Objective Being – Ontology/Cosmos:  God, Archetypes/Ideas, Matter
Subjective Knowing – Epistemology/Psychology:  Soul, Mind, Body

‘AQAL’ – Easy to Use Epistemological Map
Before attempting any ‘deep diving’ of epistemology or ontology, like inquiring
 on God, Beauty (I), Truth (It) or Goodness (We), the Golden Seat recommends Ken Wilber’s beautifully simple and powerful ‘AQAL’ model to help understand and properly validate knowledge.  AQAL is a 4-quad matrix of human consciousness that relates the Objective and Subjective to the Individual and the Collective.

Knowledge validation follows the cycle:  (1) Directive, (2) Apprehension, (3) Interpretation, (4) Validation.
 (1) Upper-Right:  Directive.  Individual-Exterior (brain/body).
 (2) Upper-Left:  Apprehensive.  Individual-Interior (mind).
 (3) Lower-Left: Interpretation.  Collective-Interior (culture).
 (4) Lower-Right:  Validation.  Collective-Exterior (society).

 

To illustrate the utility of the AQAL matrix, let’s consider the philosophical tenet known as ‘subjectivism’ which has be attributed to Descartes.  Subjectivism is the belief that “our own mental activity is the only unquestionable fact of our experience”.  Subjectivism holds subjective experience to be the supreme fundamental of all measure and law.

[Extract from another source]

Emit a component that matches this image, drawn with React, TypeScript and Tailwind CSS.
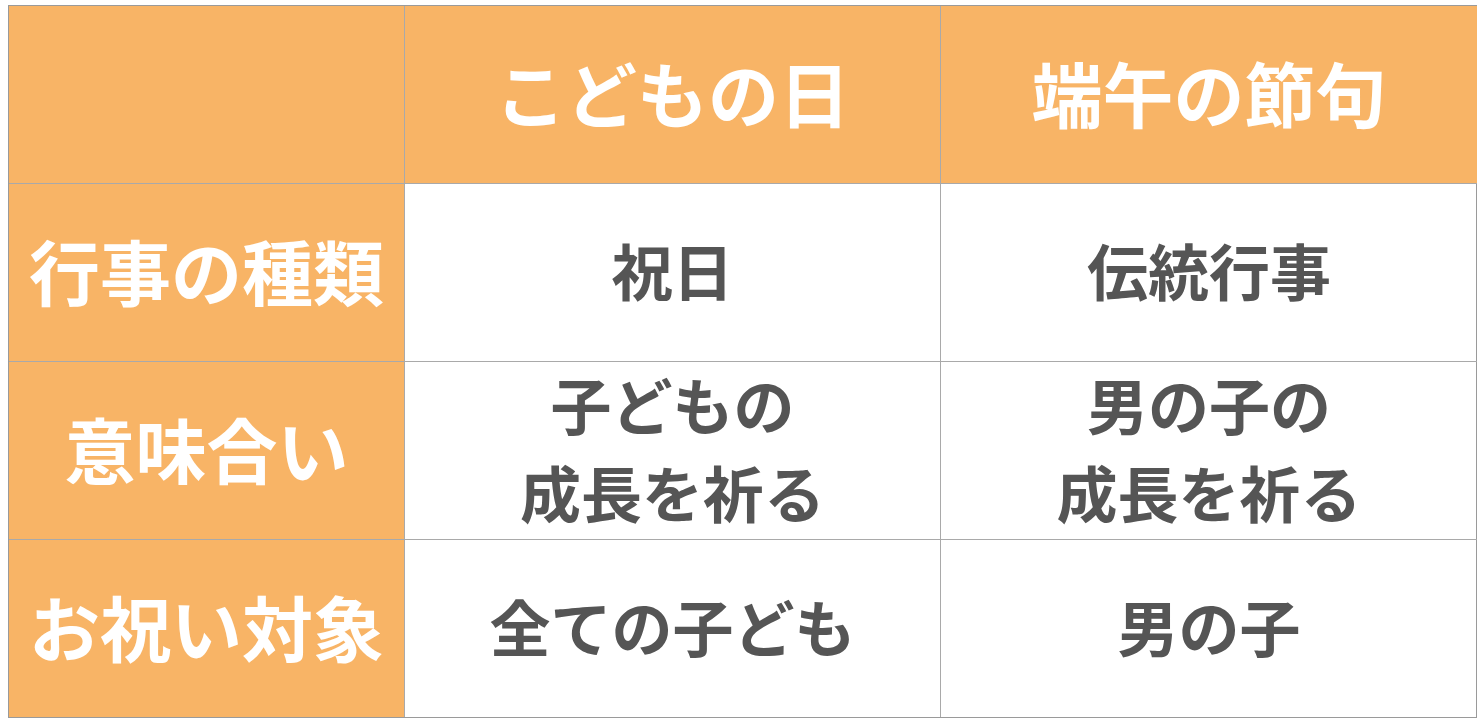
const rows: { label: string; a: string[]; b: string[] }[] = [
  { label: "行事の種類", a: ["祝日"], b: ["伝統行事"] },
  { label: "意味合い", a: ["子どもの", "成長を祈る"], b: ["男の子の", "成長を祈る"] },
  { label: "お祝い対象", a: ["全ての子ども"], b: ["男の子"] },
];

export default function App() {
  return (
    <div
      className="w-[1484px] h-[720px] bg-white pt-[5px] pl-[8px]"
      style={{ fontFamily: '"Noto Sans CJK JP", sans-serif' }}
    >
      <div className="grid grid-cols-[396px_536px_536px] grid-rows-[178px_178px_178px_177px] w-[1469px] border border-[#9a9a9a] font-bold">
        <div className="bg-[#f8b466] border-r border-b border-[#a9a9a9]" />
        <div className="bg-[#f8b466] border-r border-b border-[#a9a9a9] flex items-center justify-center pb-[6px] text-white text-[71px]">
          こどもの日
        </div>
        <div className="bg-[#f8b466] border-b border-[#a9a9a9] flex items-center justify-center pb-[6px] text-white text-[71px]">
          端午の節句
        </div>
        {rows.map((r, i) => (
          <div key={i} className="contents">
            <div
              className={`bg-[#f8b466] border-r border-[#a9a9a9] flex items-center justify-center pb-[6px] text-white text-[71px] ${i < rows.length - 1 ? "border-b" : ""}`}
            >
              {r.label}
            </div>
            <div
              className={`border-r border-[#a9a9a9] flex flex-col items-center justify-center pb-[6px] text-[#555555] text-[61px] leading-[88px] ${i < rows.length - 1 ? "border-b" : ""}`}
            >
              {r.a.map((t) => (
                <span key={t}>{t}</span>
              ))}
            </div>
            <div
              className={`border-[#a9a9a9] flex flex-col items-center justify-center pb-[6px] text-[#555555] text-[61px] leading-[88px] ${i < rows.length - 1 ? "border-b" : ""}`}
            >
              {r.b.map((t) => (
                <span key={t}>{t}</span>
              ))}
            </div>
          </div>
        ))}
      </div>
    </div>
  );
}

Thus, if we are to read “The world has no existence whatsoever outside the human imagination – it’s all ghosts”, AQAL helps us to understand that this is very extreme position on the ‘subjective’ quadrant, to the point of rejecting natures within the objective quadrant.   This is similar to solipsism, another extreme form of subjectivism, where the subject is unsure of any knowledge outside one’s own mind.

Phenomenalism or Logical Positivism is the complementary example of extreme positions on the objective quadrant that, in turn, rejects natures within subjective quadrant.

AQAL forces our philosophies to be more integral and to avoid unhealthy extreme positions.